Département Mont-Terrible (1793-1800). Image: Wikipedia
Porrentruy, Delémont, and the Ajoie
Shifting the focus to the region’s broader connections, in 1162, the Count of Montfaucon acquired the County of Montbéliard. He obtained not only extensive territories in the Pays de Vaud and the Ajoie, but also the town of Pruntrut (Porrentruy) as a fief from the Bishop of Basel.
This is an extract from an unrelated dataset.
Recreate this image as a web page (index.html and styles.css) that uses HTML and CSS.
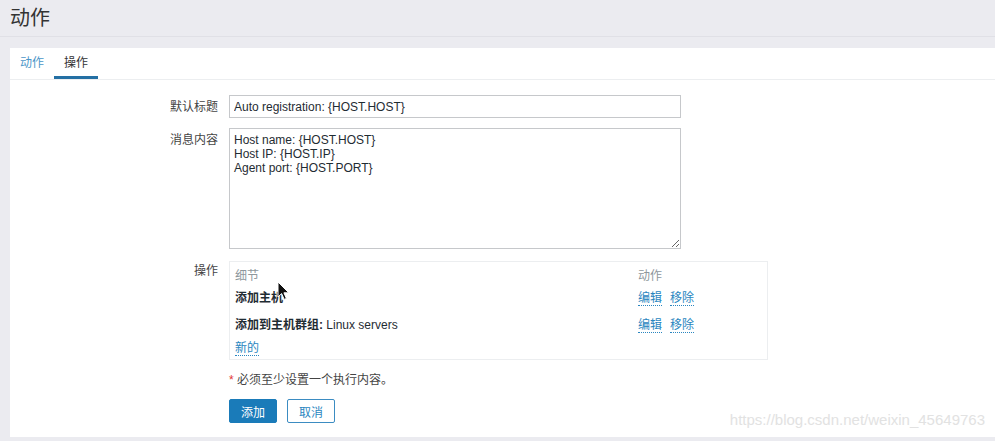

Centuries later, under French rule from 1793 to 1813, Porrentruy and Delémont became the capitals of the two districts of the successive departments of Mont‑Terrible and Haut‑Rhin. Only in 1815, at the Congress of Vienna (1814–1815), was the (Swiss) link with Montbéliard (and Mulhouse) definitively broken.

Peugeot and Montbéliard
Conclusion
This brief history of Montbéliard illustrates not only the intense and centuries‑long relations among Switzerland, France, and Germany, marked by reciprocal influences and exchanges, but also their abrupt rupture from the nineteenth century onward and the emergence of nation‑states.
However, this historical entanglement does not justify merging into a European political, bureaucratic, and legal model incompatible with the Swiss model, which has been tried and tested for centuries—a model that is not outdated but, on the contrary, holds promise for the future.